+++ DATA LINES +++
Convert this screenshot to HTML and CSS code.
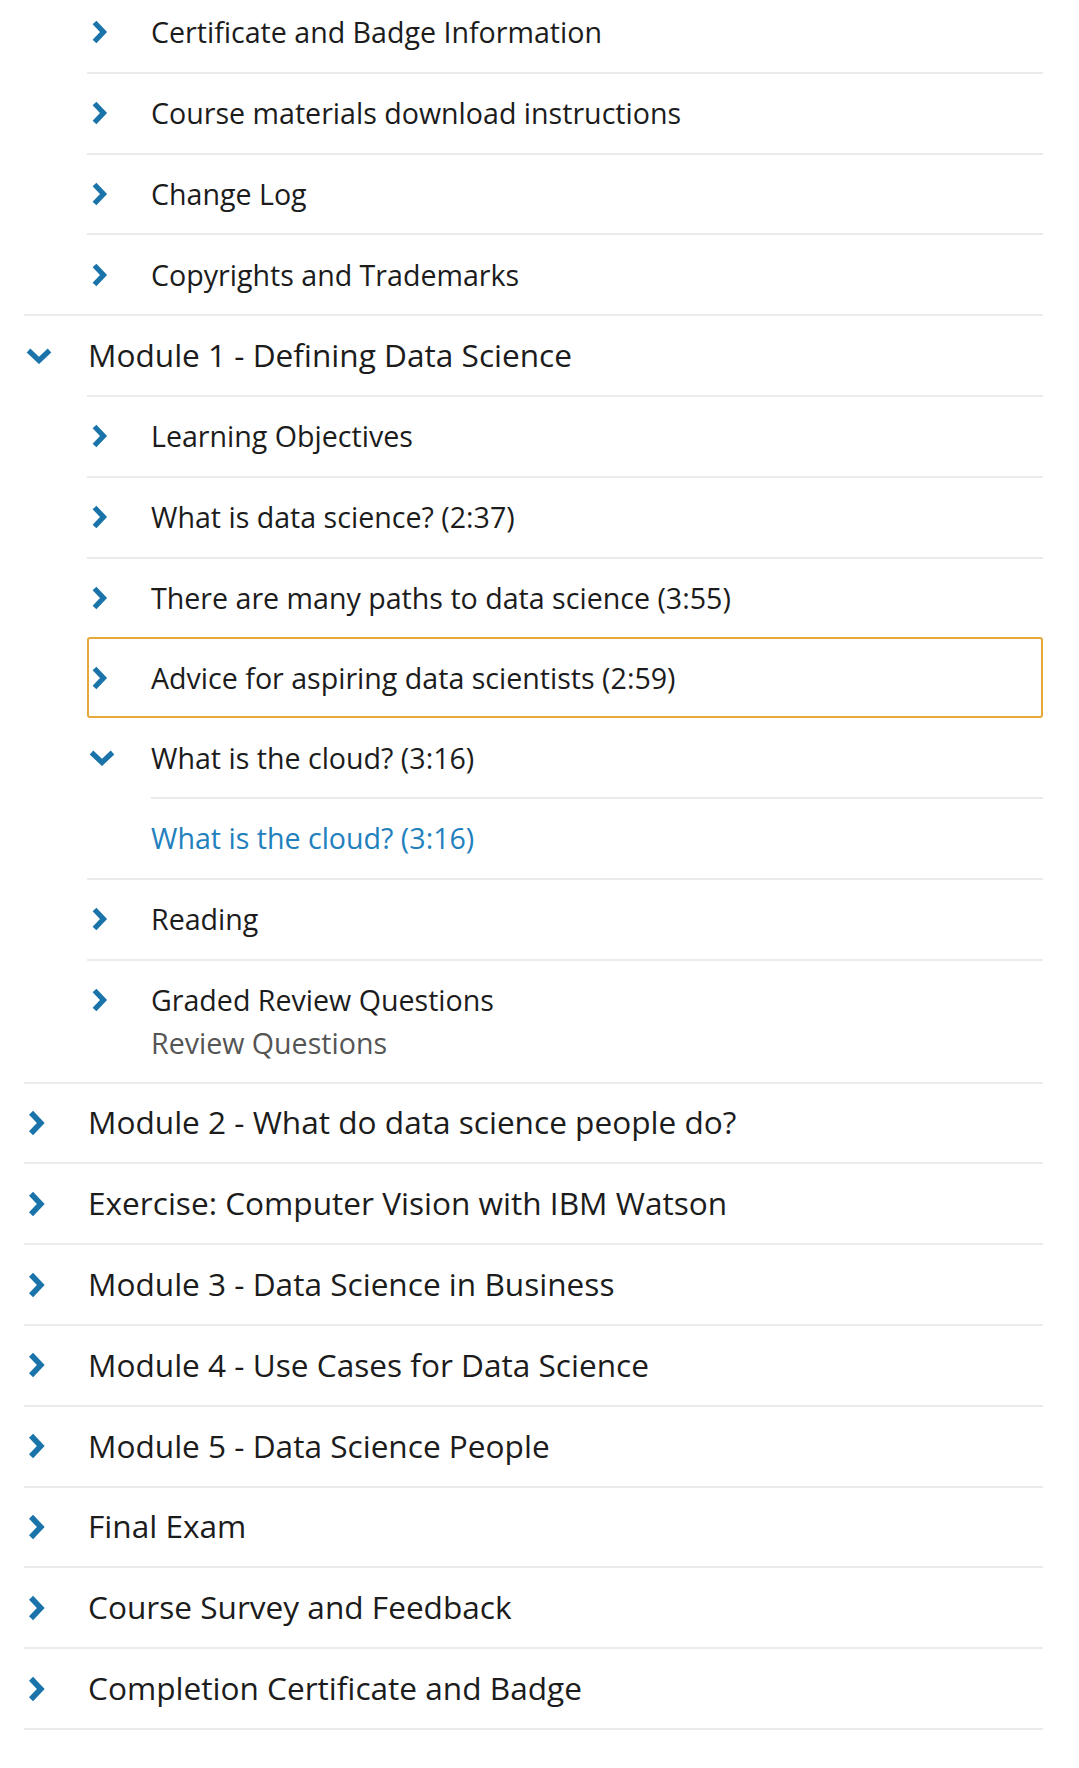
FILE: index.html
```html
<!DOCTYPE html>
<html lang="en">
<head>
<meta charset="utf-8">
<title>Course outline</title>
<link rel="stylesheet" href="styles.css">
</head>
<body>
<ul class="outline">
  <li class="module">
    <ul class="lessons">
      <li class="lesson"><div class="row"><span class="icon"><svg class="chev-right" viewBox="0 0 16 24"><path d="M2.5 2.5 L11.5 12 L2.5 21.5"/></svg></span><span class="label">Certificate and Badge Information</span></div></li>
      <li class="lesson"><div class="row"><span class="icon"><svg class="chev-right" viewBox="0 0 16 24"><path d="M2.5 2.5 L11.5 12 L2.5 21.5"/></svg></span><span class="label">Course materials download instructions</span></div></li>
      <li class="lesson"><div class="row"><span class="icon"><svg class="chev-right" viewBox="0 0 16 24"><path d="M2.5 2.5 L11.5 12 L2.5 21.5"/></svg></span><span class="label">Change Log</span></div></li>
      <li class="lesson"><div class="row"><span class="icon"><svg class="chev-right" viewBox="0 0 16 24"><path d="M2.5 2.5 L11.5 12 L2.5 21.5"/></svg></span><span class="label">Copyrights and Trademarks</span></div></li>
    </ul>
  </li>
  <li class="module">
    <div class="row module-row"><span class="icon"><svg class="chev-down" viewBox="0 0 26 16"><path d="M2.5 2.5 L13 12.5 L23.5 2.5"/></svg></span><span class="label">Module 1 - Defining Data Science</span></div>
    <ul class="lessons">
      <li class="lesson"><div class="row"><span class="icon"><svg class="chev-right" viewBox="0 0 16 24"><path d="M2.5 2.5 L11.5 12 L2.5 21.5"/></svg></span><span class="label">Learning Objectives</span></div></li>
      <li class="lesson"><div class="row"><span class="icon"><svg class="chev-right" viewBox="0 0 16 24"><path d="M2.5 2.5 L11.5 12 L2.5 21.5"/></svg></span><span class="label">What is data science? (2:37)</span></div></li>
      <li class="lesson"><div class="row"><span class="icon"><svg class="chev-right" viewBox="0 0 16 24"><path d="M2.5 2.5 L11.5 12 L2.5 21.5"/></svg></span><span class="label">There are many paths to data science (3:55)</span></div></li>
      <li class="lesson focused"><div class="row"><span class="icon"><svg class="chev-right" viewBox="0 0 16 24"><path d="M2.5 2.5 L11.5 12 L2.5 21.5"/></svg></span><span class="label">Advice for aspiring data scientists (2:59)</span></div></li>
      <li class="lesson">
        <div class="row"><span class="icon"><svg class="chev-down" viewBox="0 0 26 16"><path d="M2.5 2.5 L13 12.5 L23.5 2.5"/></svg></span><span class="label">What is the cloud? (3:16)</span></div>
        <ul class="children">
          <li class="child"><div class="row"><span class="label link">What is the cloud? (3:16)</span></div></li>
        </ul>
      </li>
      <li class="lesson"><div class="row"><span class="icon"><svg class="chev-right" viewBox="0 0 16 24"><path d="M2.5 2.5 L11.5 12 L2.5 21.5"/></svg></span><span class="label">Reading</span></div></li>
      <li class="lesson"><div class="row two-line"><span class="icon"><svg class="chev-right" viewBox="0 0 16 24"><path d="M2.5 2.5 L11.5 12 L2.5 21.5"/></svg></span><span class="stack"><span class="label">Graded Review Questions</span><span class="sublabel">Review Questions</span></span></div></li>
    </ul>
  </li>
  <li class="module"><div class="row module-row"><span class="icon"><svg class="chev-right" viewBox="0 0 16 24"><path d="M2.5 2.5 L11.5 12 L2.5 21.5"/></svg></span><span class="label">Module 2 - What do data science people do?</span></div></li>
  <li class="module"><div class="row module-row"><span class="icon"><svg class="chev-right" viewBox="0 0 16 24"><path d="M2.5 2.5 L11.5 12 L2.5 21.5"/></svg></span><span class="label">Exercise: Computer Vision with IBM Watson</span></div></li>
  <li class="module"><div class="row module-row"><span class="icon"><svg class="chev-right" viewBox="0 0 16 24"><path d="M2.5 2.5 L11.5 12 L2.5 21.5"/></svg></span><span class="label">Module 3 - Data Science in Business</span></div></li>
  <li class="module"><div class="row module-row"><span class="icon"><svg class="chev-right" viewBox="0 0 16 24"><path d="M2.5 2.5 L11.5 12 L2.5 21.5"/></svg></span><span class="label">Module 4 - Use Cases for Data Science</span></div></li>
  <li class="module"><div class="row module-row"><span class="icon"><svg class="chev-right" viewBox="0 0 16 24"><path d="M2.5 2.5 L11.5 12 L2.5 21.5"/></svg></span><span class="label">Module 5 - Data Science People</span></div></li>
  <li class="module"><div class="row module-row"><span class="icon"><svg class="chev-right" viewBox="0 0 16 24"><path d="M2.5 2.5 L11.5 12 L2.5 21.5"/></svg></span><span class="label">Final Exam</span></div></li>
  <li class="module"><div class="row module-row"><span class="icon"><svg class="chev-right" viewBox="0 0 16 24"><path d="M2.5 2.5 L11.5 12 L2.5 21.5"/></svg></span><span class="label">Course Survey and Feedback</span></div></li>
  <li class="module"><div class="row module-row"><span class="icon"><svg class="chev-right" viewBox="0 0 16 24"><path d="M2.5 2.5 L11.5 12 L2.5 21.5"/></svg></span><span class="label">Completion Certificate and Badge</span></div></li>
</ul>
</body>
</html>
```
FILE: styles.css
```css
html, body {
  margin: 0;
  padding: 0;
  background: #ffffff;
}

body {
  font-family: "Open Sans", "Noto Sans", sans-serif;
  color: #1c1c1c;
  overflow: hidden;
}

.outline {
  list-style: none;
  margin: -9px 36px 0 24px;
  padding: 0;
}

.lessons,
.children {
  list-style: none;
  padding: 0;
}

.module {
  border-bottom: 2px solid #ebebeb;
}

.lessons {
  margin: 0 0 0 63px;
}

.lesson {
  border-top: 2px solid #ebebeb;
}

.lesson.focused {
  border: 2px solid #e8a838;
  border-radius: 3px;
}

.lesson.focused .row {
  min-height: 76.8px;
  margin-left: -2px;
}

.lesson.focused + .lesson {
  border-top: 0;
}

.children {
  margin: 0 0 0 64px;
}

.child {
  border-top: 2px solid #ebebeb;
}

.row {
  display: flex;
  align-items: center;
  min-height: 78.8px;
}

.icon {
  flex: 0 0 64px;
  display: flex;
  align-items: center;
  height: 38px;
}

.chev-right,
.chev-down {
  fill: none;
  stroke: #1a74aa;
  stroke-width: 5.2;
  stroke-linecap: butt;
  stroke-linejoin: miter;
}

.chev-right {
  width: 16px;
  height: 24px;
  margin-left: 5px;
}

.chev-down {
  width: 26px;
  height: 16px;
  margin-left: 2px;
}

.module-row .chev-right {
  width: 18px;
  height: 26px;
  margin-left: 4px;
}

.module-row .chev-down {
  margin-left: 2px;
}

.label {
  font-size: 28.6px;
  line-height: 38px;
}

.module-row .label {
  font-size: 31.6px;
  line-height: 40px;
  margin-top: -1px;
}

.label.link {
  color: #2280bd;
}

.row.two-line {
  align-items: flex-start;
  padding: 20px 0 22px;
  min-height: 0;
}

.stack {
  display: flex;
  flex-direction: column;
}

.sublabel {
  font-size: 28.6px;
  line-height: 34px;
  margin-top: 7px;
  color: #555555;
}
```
+++
Set every line down exactly as written, leaving each picture out.

Convert this screenshot to HTML and CSS code.
FILE: index.html
```html
<!DOCTYPE html>
<html lang="en">
<head>
<meta charset="utf-8">
<title>Course outline</title>
<link rel="stylesheet" href="styles.css">
</head>
<body>
<ul class="outline">
  <li class="module">
    <ul class="lessons">
      <li class="lesson"><div class="row"><span class="icon"><svg class="chev-right" viewBox="0 0 16 24"><path d="M2.5 2.5 L11.5 12 L2.5 21.5"/></svg></span><span class="label">Certificate and Badge Information</span></div></li>
      <li class="lesson"><div class="row"><span class="icon"><svg class="chev-right" viewBox="0 0 16 24"><path d="M2.5 2.5 L11.5 12 L2.5 21.5"/></svg></span><span class="label">Course materials download instructions</span></div></li>
      <li class="lesson"><div class="row"><span class="icon"><svg class="chev-right" viewBox="0 0 16 24"><path d="M2.5 2.5 L11.5 12 L2.5 21.5"/></svg></span><span class="label">Change Log</span></div></li>
      <li class="lesson"><div class="row"><span class="icon"><svg class="chev-right" viewBox="0 0 16 24"><path d="M2.5 2.5 L11.5 12 L2.5 21.5"/></svg></span><span class="label">Copyrights and Trademarks</span></div></li>
    </ul>
  </li>
  <li class="module">
    <div class="row module-row"><span class="icon"><svg class="chev-down" viewBox="0 0 26 16"><path d="M2.5 2.5 L13 12.5 L23.5 2.5"/></svg></span><span class="label">Module 1 - Defining Data Science</span></div>
    <ul class="lessons">
      <li class="lesson"><div class="row"><span class="icon"><svg class="chev-right" viewBox="0 0 16 24"><path d="M2.5 2.5 L11.5 12 L2.5 21.5"/></svg></span><span class="label">Learning Objectives</span></div></li>
      <li class="lesson"><div class="row"><span class="icon"><svg class="chev-right" viewBox="0 0 16 24"><path d="M2.5 2.5 L11.5 12 L2.5 21.5"/></svg></span><span class="label">What is data science? (2:37)</span></div></li>
      <li class="lesson"><div class="row"><span class="icon"><svg class="chev-right" viewBox="0 0 16 24"><path d="M2.5 2.5 L11.5 12 L2.5 21.5"/></svg></span><span class="label">There are many paths to data science (3:55)</span></div></li>
      <li class="lesson focused"><div class="row"><span class="icon"><svg class="chev-right" viewBox="0 0 16 24"><path d="M2.5 2.5 L11.5 12 L2.5 21.5"/></svg></span><span class="label">Advice for aspiring data scientists (2:59)</span></div></li>
      <li class="lesson">
        <div class="row"><span class="icon"><svg class="chev-down" viewBox="0 0 26 16"><path d="M2.5 2.5 L13 12.5 L23.5 2.5"/></svg></span><span class="label">What is the cloud? (3:16)</span></div>
        <ul class="children">
          <li class="child"><div class="row"><span class="label link">What is the cloud? (3:16)</span></div></li>
        </ul>
      </li>
      <li class="lesson"><div class="row"><span class="icon"><svg class="chev-right" viewBox="0 0 16 24"><path d="M2.5 2.5 L11.5 12 L2.5 21.5"/></svg></span><span class="label">Reading</span></div></li>
      <li class="lesson"><div class="row two-line"><span class="icon"><svg class="chev-right" viewBox="0 0 16 24"><path d="M2.5 2.5 L11.5 12 L2.5 21.5"/></svg></span><span class="stack"><span class="label">Graded Review Questions</span><span class="sublabel">Review Questions</span></span></div></li>
    </ul>
  </li>
  <li class="module"><div class="row module-row"><span class="icon"><svg class="chev-right" viewBox="0 0 16 24"><path d="M2.5 2.5 L11.5 12 L2.5 21.5"/></svg></span><span class="label">Module 2 - What do data science people do?</span></div></li>
  <li class="module"><div class="row module-row"><span class="icon"><svg class="chev-right" viewBox="0 0 16 24"><path d="M2.5 2.5 L11.5 12 L2.5 21.5"/></svg></span><span class="label">Exercise: Computer Vision with IBM Watson</span></div></li>
  <li class="module"><div class="row module-row"><span class="icon"><svg class="chev-right" viewBox="0 0 16 24"><path d="M2.5 2.5 L11.5 12 L2.5 21.5"/></svg></span><span class="label">Module 3 - Data Science in Business</span></div></li>
  <li class="module"><div class="row module-row"><span class="icon"><svg class="chev-right" viewBox="0 0 16 24"><path d="M2.5 2.5 L11.5 12 L2.5 21.5"/></svg></span><span class="label">Module 4 - Use Cases for Data Science</span></div></li>
  <li class="module"><div class="row module-row"><span class="icon"><svg class="chev-right" viewBox="0 0 16 24"><path d="M2.5 2.5 L11.5 12 L2.5 21.5"/></svg></span><span class="label">Module 5 - Data Science People</span></div></li>
  <li class="module"><div class="row module-row"><span class="icon"><svg class="chev-right" viewBox="0 0 16 24"><path d="M2.5 2.5 L11.5 12 L2.5 21.5"/></svg></span><span class="label">Final Exam</span></div></li>
  <li class="module"><div class="row module-row"><span class="icon"><svg class="chev-right" viewBox="0 0 16 24"><path d="M2.5 2.5 L11.5 12 L2.5 21.5"/></svg></span><span class="label">Course Survey and Feedback</span></div></li>
  <li class="module"><div class="row module-row"><span class="icon"><svg class="chev-right" viewBox="0 0 16 24"><path d="M2.5 2.5 L11.5 12 L2.5 21.5"/></svg></span><span class="label">Completion Certificate and Badge</span></div></li>
</ul>
</body>
</html>
```
FILE: styles.css
```css
html, body {
  margin: 0;
  padding: 0;
  background: #ffffff;
}

body {
  font-family: "Open Sans", "Noto Sans", sans-serif;
  color: #1c1c1c;
  overflow: hidden;
}

.outline {
  list-style: none;
  margin: -9px 36px 0 24px;
  padding: 0;
}

.lessons,
.children {
  list-style: none;
  padding: 0;
}

.module {
  border-bottom: 2px solid #ebebeb;
}

.lessons {
  margin: 0 0 0 63px;
}

.lesson {
  border-top: 2px solid #ebebeb;
}

.lesson.focused {
  border: 2px solid #e8a838;
  border-radius: 3px;
}

.lesson.focused .row {
  min-height: 76.8px;
  margin-left: -2px;
}

.lesson.focused + .lesson {
  border-top: 0;
}

.children {
  margin: 0 0 0 64px;
}

.child {
  border-top: 2px solid #ebebeb;
}

.row {
  display: flex;
  align-items: center;
  min-height: 78.8px;
}

.icon {
  flex: 0 0 64px;
  display: flex;
  align-items: center;
  height: 38px;
}

.chev-right,
.chev-down {
  fill: none;
  stroke: #1a74aa;
  stroke-width: 5.2;
  stroke-linecap: butt;
  stroke-linejoin: miter;
}

.chev-right {
  width: 16px;
  height: 24px;
  margin-left: 5px;
}

.chev-down {
  width: 26px;
  height: 16px;
  margin-left: 2px;
}

.module-row .chev-right {
  width: 18px;
  height: 26px;
  margin-left: 4px;
}

.module-row .chev-down {
  margin-left: 2px;
}

.label {
  font-size: 28.6px;
  line-height: 38px;
}

.module-row .label {
  font-size: 31.6px;
  line-height: 40px;
  margin-top: -1px;
}

.label.link {
  color: #2280bd;
}

.row.two-line {
  align-items: flex-start;
  padding: 20px 0 22px;
  min-height: 0;
}

.stack {
  display: flex;
  flex-direction: column;
}

.sublabel {
  font-size: 28.6px;
  line-height: 34px;
  margin-top: 7px;
  color: #555555;
}
```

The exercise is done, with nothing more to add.